27. The Council's 2014/15 Authority Monitoring Report (AMR) figure for deliverable sites is 4,416 dwellings. This therefore indicates that there is likely to be an over-supply of 18 dwellings over that period.

28. The Council has drawn attention to a problem in the number of net completions of sites with permission. However, footnote 11 on page 12 of the Framework states that sites with planning permission should be considered deliverable until permission expires unless there is clear evidence that the schemes will not be implemented within 5 years. The Council's evidence shows that between 2009/10 and 2014/15 net residential approvals have exceeded the applicable target in all years apart from in 2012/13. I recognise some of the permissions will have expired.

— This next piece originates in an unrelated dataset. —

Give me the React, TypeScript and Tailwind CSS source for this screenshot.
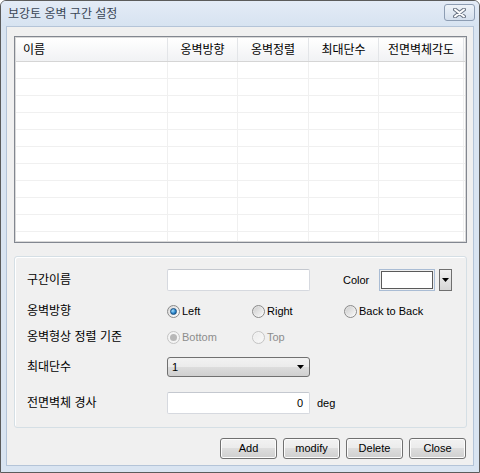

29. There has however been a marked increase in completions over the last year where figures were provided by the Council (2014/15). Completions exceeded the 600 target by 382 homes. In the previous year there was a deficit of 336 units. Over the 2 years the target was therefore exceeded by 46 dwellings. It would not be appropriate to read too much into the data of 1 or 2 years however there should also be an assumption that recent planning permissions will be delivered unless there is evidence to the contrary given the wording of the Framework. I therefore consider that it is reasonable to conclude that there will be at least some further degree of over-supply.

30. A number of vacant units returning back into use may also be a relevant factor. In the Drayton Gardens appeals the Inspector took the view that the effect of the vacant units reduces the new stock housing annual target to 687. The Council does not agree with that approach. They refer to the Planning Practice Guidance...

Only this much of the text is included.